Ademais, ainda que o governo Dilma, com sua guinada à direita, não o reconheça, o verdadeiro dilema da crise não é à custa de que sacrifícios será feito o ajuste fiscal, e sim por que direitos trabalhistas, empregos e a qualidade de vida do povo têm de ser sacrificados para que o lucro dos bancos com juros pornograficamente altos siga intacto?. Por que um pequeno grupo de bilionários tem preferência ante as demandas, muitas vezes urgentes, de milhões de cidadãos e cidadãs?

Não da para discutir seriamente a questão fiscal brasileira omitindo tais fatores.


Tudo pelo poder
Já a confusão deliberada parágrafos acima aludida recai sobre quais outras despesas, além do pagamento de juros extorsivos, foram, ou têm sido, responsáveis pela sinuca de bico em que o goveno Dilma por sua própria incompetência se meteu.

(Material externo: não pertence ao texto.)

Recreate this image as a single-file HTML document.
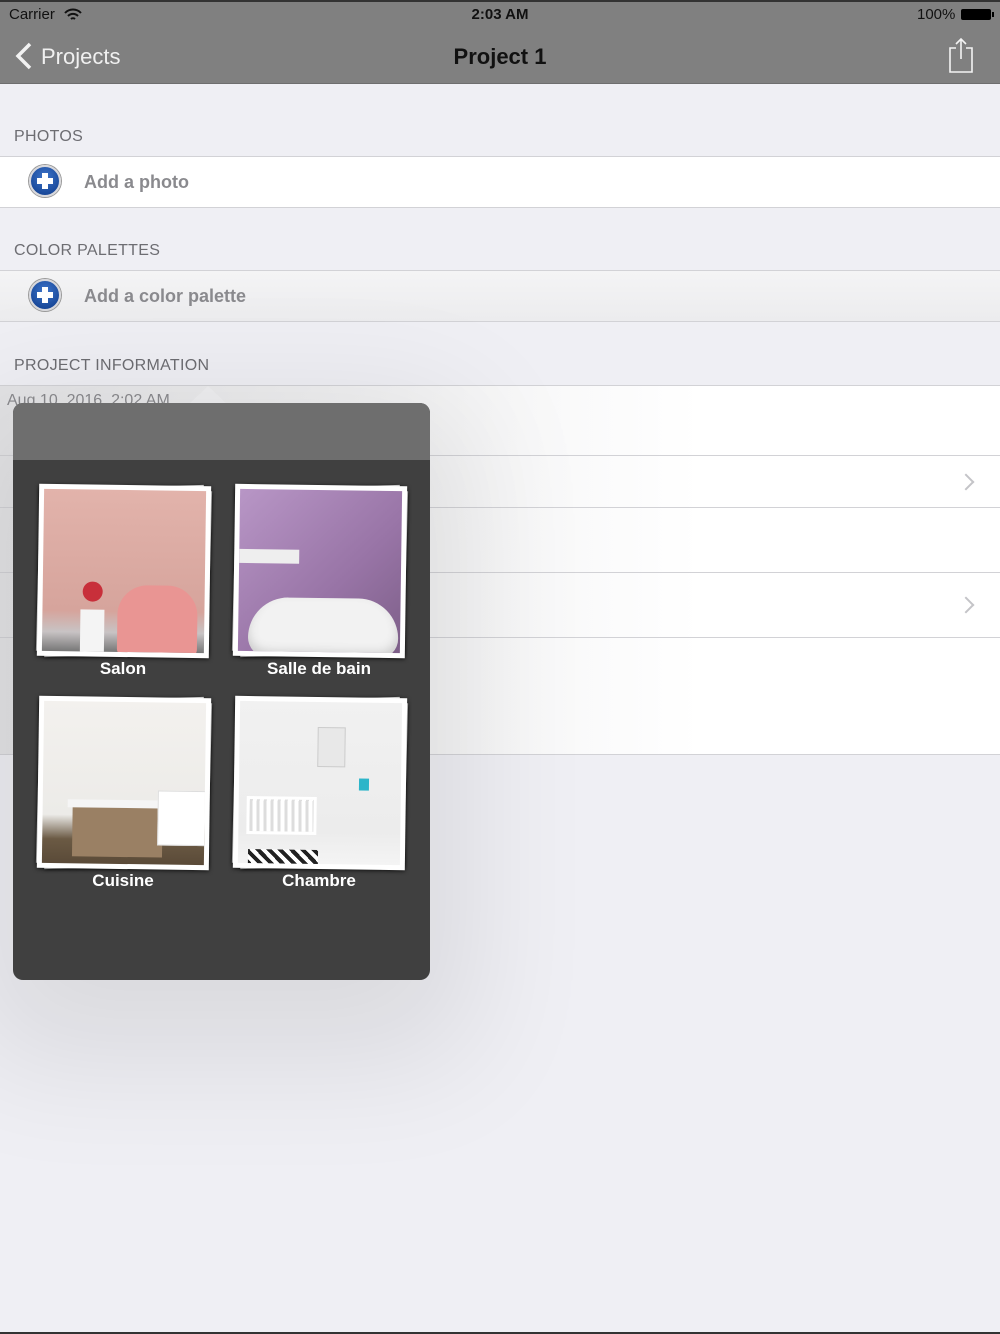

Ao contrário do que o discurso ofical quer fazer crer, com a narrativa fictícia do agravamento de uma crise mundial que já é passado para os EUA e maior parte dos países da Europa e mesmo da América do Sul, o fato é que três fatores foram os determinantes para que o endividamento do Estado brasileiro subisse a ponto de deflagrar a acrise atual: a construção de megaobras como Belo Monte e Tapajós, as despesas diretas e inditretamente ligadas à Copa do Mundo e a campanha eleitoral mais cara da história da Humanidade.


Ouvidos moucos
Ou seja, se o governo petista tivesse tido a humildade de ouvir o alerta de especialistas e corrigido as diretrizes do investimento, deixaria de alocar montanhas de dinheiro público em megaobras de grande impacto ambiental e social, as quais visam prioritariamente fornecer energia para abastecer o mercado chinês de bauxita, commodities e derivados. Diminiuiria, assim, o hoje temível grau de dependência da economia brasileira em relação à chinesa, que ora se retrai.

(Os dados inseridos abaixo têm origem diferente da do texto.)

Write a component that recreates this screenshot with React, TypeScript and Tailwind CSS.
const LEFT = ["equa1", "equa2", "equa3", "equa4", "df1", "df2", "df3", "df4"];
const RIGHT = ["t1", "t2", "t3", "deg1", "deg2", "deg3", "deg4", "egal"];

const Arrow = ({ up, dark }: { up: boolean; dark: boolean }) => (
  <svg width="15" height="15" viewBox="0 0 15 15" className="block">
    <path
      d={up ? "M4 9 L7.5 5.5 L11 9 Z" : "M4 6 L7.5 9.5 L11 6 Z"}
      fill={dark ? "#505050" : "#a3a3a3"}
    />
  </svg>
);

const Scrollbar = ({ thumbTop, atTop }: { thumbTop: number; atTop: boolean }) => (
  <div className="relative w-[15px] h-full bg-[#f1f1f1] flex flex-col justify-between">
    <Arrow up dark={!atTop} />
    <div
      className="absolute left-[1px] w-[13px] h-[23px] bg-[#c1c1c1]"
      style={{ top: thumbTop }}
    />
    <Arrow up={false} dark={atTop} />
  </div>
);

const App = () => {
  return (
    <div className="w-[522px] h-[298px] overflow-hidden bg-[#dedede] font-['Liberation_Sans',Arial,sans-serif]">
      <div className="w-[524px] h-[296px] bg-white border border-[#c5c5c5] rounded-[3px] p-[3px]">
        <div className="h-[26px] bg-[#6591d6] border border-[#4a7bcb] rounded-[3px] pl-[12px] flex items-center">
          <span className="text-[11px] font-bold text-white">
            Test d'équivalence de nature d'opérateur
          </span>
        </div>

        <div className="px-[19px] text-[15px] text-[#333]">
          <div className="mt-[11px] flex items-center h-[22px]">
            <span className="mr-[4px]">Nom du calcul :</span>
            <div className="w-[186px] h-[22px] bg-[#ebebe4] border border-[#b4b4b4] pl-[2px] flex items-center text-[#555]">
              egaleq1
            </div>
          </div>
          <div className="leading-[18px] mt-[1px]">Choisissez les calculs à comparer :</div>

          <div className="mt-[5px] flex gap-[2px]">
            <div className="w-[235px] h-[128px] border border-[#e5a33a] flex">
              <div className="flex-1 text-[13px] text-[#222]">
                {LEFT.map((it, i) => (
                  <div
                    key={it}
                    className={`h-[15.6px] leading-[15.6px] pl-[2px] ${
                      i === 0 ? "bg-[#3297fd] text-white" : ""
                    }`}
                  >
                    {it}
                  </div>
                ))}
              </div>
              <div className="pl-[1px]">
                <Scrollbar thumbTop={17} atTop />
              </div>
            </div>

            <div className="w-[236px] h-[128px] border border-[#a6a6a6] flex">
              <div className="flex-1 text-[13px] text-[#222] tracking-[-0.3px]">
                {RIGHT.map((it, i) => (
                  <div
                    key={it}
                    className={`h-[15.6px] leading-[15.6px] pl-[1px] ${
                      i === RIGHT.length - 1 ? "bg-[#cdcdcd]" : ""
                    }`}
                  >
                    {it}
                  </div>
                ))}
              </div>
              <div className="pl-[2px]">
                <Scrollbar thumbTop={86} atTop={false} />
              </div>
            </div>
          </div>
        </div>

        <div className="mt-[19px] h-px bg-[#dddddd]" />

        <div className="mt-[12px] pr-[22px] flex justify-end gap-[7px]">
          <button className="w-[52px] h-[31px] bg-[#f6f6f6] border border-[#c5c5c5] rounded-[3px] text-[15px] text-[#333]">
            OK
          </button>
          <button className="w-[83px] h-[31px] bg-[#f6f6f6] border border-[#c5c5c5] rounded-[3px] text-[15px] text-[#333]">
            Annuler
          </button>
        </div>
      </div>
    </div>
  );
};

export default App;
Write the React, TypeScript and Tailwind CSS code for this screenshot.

Teria, ainda, evitado os sucessivos aumentos no preço da energia elétrica e do gás, que ora sufocam os orçamentos das famílias e agravam a questão inflacionária. Pois, se ouvisse os jornalistas e especialistas que prefere desqualificar com grosserias, o petismo não teria mantido os preços da energia elétrica congelados por um longo período, numa típica medida eleitoreira, nem (por conta do aumento de consumo da energia artificialmente barata) teria sido obrigado a recorrer com frequência às caríssimas termoelétricas, gerando o caro caos econômico-energético atual. Mas não: do alto de sua arrogância, Dilma, a “gerentona”, preferiu afirmar sua expertise no setor. Deu no que deu – e quem paga a conta é o povo.


Mentiras e violências
A presidente Dilma não tem como alegar que desconhecia a gravidade da crise, como fez recentemente. Primeiro, porque quem ocupa tal cargo tem a obrigação de manter-se permanentemente atualizado em relação à situação e aos rumos da economia do país. Segundo, porque, ao menos desde 2013, mesmo na “imprensa amiga”, diversas matérias alertavam para a iminente piora do cenário econômico, com a confluência maléfica de aumento substancial da dívida pública, dos juros e da pressão inflacionária. Exemplo disto é esta coluna de Jaciara Itaim, publicada em 26 de novembro de 2013 por Carta Maior.

Ela sabia. E a opção por um modelo arcaico de desenvolvimento, à la Brasil Grande, baseado no estímulo ao consumo e infeso a qualquer questão ecológica ou ao respeito às comunidades afetadas, indígenas ou não, foi deliberada. Assim como o foi a repressão aos protestos contra a Copa do Mundo, que variaram da tentativa descarada de acobertar o montante de público gasto na preparação do evento à violência oficial brutal - não só cedendo recursos materiais às PMs, mas com o Exercito e a Força Nacional – contra manifestantes que exerciam o seu direito constitucional ao protesto público.


Perguntas sem resposta
Tudo isso para quê? De que valeu a vitória nas eleições, se o resultado é o neoliberalismo ortodoxo, de estirpe tucana, no comando da economia? Para que tanto empenho em vencer? Para gerar um país rachado, binário, com avalances de ódio? Para macular por décadas a esquerda (como se de esquerda o petismo se tratasse), com o fortalecimento de um ideário neoliberal de demonização do funcionalismo público e do papel do Estado? Pelo poder pelo poder? Para quê?